06/03/24
Trabalhadores terceirizados com jornadas diárias de mais de 12 horas, sem folga semanal; ausência de pessoas com deficiência (PCD) no quadro de funcionários, apesar da obrigatoriedade prevista em lei; inexistência de medidas de prevenção ao assédio sexual e a outros tipos de violência no ambiente de trabalho.
Essas são algumas das nove autuações recebidas pela Fundação Bienal de São Paulo após uma inspeção realizada por auditores fiscais do Ministério do Trabalho e Emprego (MTE).
A operação teve início depois da publicação de um manifesto coletivo, assinado por orientadores e monitores da Bienal, em outubro do ano passado. No documento, amplamente repercutido na mídia e nas redes sociais, os trabalhadores elencavam uma série de denúncias, como falta de locais para descanso e desconforto pelo excesso de calor, além de relatos sobre assédio moral e sexual.
A Repórter Brasil procurou a assessoria de imprensa da Bienal, mas não obteve resposta sobre as autuações recebidas até o fechamento desta reportagem. O texto será atualizado, se o posicionamento for enviado.
‘Práticas não alinhadas com política de inclusão’
Durante a fiscalização, os auditores constataram que parte dos problemas denunciados já havia sido solucionada pela Bienal, como a instalação de ventiladores e bancos para descanso dos trabalhadores, e o oferecimento de refeições a preços acessíveis, condizentes com o valor do vale-refeição.
No entanto, os fiscais do trabalho constataram que, apesar da ampla divulgação de uma política de inclusão adotada pela 35a Bienal no ano passado, a instituição não cumpre a cota de Pessoas com Deficiência.
Prevista na Lei de Cotas de 1991, a política deve ser cumprida por empresas com mais de 100 funcionários, caso da Bienal. No entanto, a instituição não tinha, no momento da fiscalização, nenhum PCD no seu quadro de trabalhadores.
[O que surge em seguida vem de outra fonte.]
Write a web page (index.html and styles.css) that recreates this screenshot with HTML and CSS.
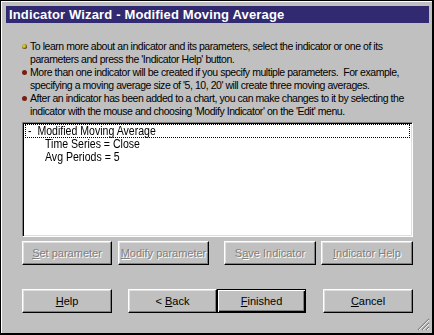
FILE: index.html
```html
<!DOCTYPE html>
<html lang="en">

<head>
    <meta charset="UTF-8" />
    <title>Indicator Wizard</title>
    <link rel="stylesheet" href="styles.css">
</head>

<body>
    <div class="window">
        <div class="titlebar">Indicator Wizard - Modified Moving Average</div>

        <ul class="notes">
            <li><span class="dot first"></span><span>To learn more about an indicator and its parameters, select the indicator or one of its<br>parameters and press the 'Indicator Help' button.</span></li>
            <li><span class="dot"></span><span>More than one indicator will be created if you specify multiple parameters.&nbsp; For example,<br>specifying a moving average size of '5, 10, 20' will create three moving averages.</span></li>
            <li><span class="dot"></span><span>After an indicator has been added to a chart, you can make changes to it by selecting the<br>indicator with the mouse and choosing 'Modify Indicator' on the 'Edit' menu.</span></li>
        </ul>

        <div class="listbox">
            <div class="tree-root"><span class="label">-&nbsp; Modified Moving Average</span></div>
            <div class="tree-leaf"><span class="label">Time Series = Close</span></div>
            <div class="tree-leaf"><span class="label">Avg Periods = 5</span></div>
        </div>

        <div class="btn-row top-row">
            <button class="btn disabled w90"><u>S</u>et parameter</button>
            <button class="btn disabled w91 gap6"><u>M</u>odify parameter</button>
            <button class="btn disabled w92 gap15">S<u>a</u>ve Indicator</button>
            <button class="btn disabled w92 gap5"><u>I</u>ndicator Help</button>
        </div>

        <div class="btn-row bottom-row">
            <button class="btn w90"><u>H</u>elp</button>
            <button class="btn w89 gap16">&lt; <u>B</u>ack</button>
            <button class="btn default w89"><u>F</u>inished</button>
            <button class="btn w90 gap17"><u>C</u>ancel</button>
        </div>

        <svg class="grip" width="13" height="13" viewBox="0 0 13 13">
            <path d="M12 1 L1 12 M12 5 L5 12 M12 9 L9 12" stroke="#808080" stroke-width="1.2" />
            <path d="M12 2 L2 12 M12 6 L6 12 M12 10 L10 12" stroke="#fff" stroke-width="0.8" />
        </svg>
    </div>
</body>

</html>
```

FILE: styles.css
```css
* {
    box-sizing: border-box;
    margin: 0;
    padding: 0;
}

body {
    width: 434px;
    height: 335px;
    overflow: hidden;
    background-color: #c0c0c0;
    font-family: "Liberation Sans", Arial, sans-serif;
    font-size: 11px;
    color: #000;
}

.window {
    position: relative;
    width: 434px;
    height: 335px;
    border: 1px solid #000;
    border-right-width: 2px;
    border-bottom-width: 2px;
    box-shadow: inset 1px 1px #fff;
    padding: 5px 3px 0 5px;
}

.titlebar {
    height: 17px;
    background-color: #312a70;
    color: #fff;
    font-weight: bold;
    font-size: 13px;
    line-height: 17px;
    padding-left: 3px;
    letter-spacing: 0.15px;
    white-space: nowrap;
}

.notes {
    list-style: none;
    margin-top: 17px;
}

.notes li {
    display: flex;
    align-items: flex-start;
    font-size: 10.5px;
    line-height: 13px;
    white-space: nowrap;
    letter-spacing: -0.45px;
}

.dot {
    flex: none;
    width: 5px;
    height: 5px;
    margin: 4px 3px 0 16px;
    border-radius: 50%;
    background-color: #7a1e12;
}

.dot.first {
    background: radial-gradient(circle at 40% 40%, #c8c830 30%, #6a3010 70%);
}

.listbox {
    width: 391px;
    height: 115px;
    margin: 4px 0 0 16px;
    background-color: #fff;
    border: 1px solid;
    border-color: #808080 #fff #fff #808080;
    box-shadow: inset 1px 1px #000, inset -1px -1px #dfdfdf;
    padding: 1px 2px 0 2px;
    font-size: 12px;
}

.label {
    display: inline-block;
    transform: scaleX(0.88);
    transform-origin: left center;
    white-space: nowrap;
}

.tree-root {
    height: 14px;
    line-height: 12px;
    border: 1px dotted #000;
    padding-left: 2px;
}

.tree-leaf {
    height: 12.5px;
    line-height: 12.5px;
    padding-left: 20px;
}

.btn-row {
    display: flex;
    margin-left: 16px;
}

.top-row {
    margin-top: 4px;
}

.bottom-row {
    margin-top: 24px;
}

.btn {
    height: 24px;
    background-color: #c0c0c0;
    border: 1px solid;
    border-color: #fff #000 #000 #fff;
    box-shadow: inset -1px -1px #808080, inset 1px 1px #dfdfdf;
    font-family: "Liberation Sans", Arial, sans-serif;
    font-size: 11px;
    color: #000;
    text-align: center;
}

.btn.default {
    border-color: #000;
    box-shadow: inset 1px 1px #fff, inset -1px -1px #000, inset -2px -2px #808080;
}

.btn.disabled {
    color: #808080;
    text-shadow: 1px 1px #fff;
}

.w89 { width: 89px; }
.w90 { width: 90px; }
.w91 { width: 91px; }
.w92 { width: 92px; }
.gap5 { margin-left: 5px; }
.gap6 { margin-left: 6px; }
.gap15 { margin-left: 15px; }
.gap16 { margin-left: 16px; }
.gap17 { margin-left: 17px; }

.grip {
    position: absolute;
    right: 2px;
    bottom: 2px;
}
```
O mesmo ocorreu com a contratação obrigatória de jovem aprendiz.
“Resumidamente, as irregularidades trabalhistas encontradas no curso da fiscalização não estão em consonância com uma ampla política de inclusão, como noticiado pela 35 Bienal de São Paulo”, afirmou um auditor fiscal do trabalho à Repórter Brasil.
Também não foram identificados mecanismos adequados conforme a lei de prevenção ao assédio sexual e outras violências no âmbito do trabalho, conforme previsão de normas de segurança do trabalho.
Além disso, ao menos 84 trabalhadores terceirizados – responsáveis basicamente pela segurança e limpeza do pavilhão da Bienal – atuavam sem registro. Alguns não contavam com o atestado de saúde ocupacional.
Jornadas superiores a 12 horas diárias, sem descanso semanal, também foram registradas na inspeção.
“Encontramos até uma folha de ponto fraudada”, conta um auditor fiscal. Ainda que opte pela terceirização, a Bienal é responsável por garantir a saúde e segurança dos trabalhadores, algo que, de acordo com os auditores fiscais do trabalho, não teria ocorrido.
O relatório da fiscalização sustenta ainda que um passivo trabalhista de horas extras e impostos não recolhidos. “A Bienal se utilizou de mecanismos de renúncia fiscal para alimentar a economia informal, o assédio e a violência no trabalho com uma suposta prática de inclusão”, afirma.
A Bienal é uma instituição privada, mas também conta com recursos públicos advindos de programas de incentivo à cultura. Entre 2019 e 2021, a instituição recebeu R$ 99 milhões oriundos de programas de incentivo à cultura e outros mecanismos de financiamento público. O valor é quase cinco vezes mais que os recursos privados, de acordo com o relatório de gestão de 2021, o mais recente publicado no site da fundação.
O uso de recursos públicos pela instituição motivou o envio dos autos para que outros órgãos verifiquem possíveis desdobramentos, de acordo com um auditor fiscal do trabalho.
Ausência de mecanismos de prevenção
A fiscalização apontou em uma das autuações a ausência de mecanismos de prevenção ao assédio e outras formas de violência, o que resulta em insegurança para os trabalhadores quanto aos procedimentos de apuração e à possibilidade de sofrerem retaliações no ambiente de trabalho.
Na época da publicação do manifesto, a Repórter Brasil visitou a Bienal e conversou com alguns dos membros da equipe de orientação da Bienal. Eles relataram à reportagem uma rotina extenuante, além de episódios frequentes de assédio moral e mais de um caso de importunação sexual. Os funcionários destacaram a falta de providências tomadas pela organização.
Ainda em outubro, a reportagem entrou em contato com a Fundação Bienal de São Paulo para esclarecimentos sobre as denúncias. A empresa afirmou que foi feita uma reunião com os orientadores e mediadores e que se mantinha “em diálogo com seus trabalhadores”.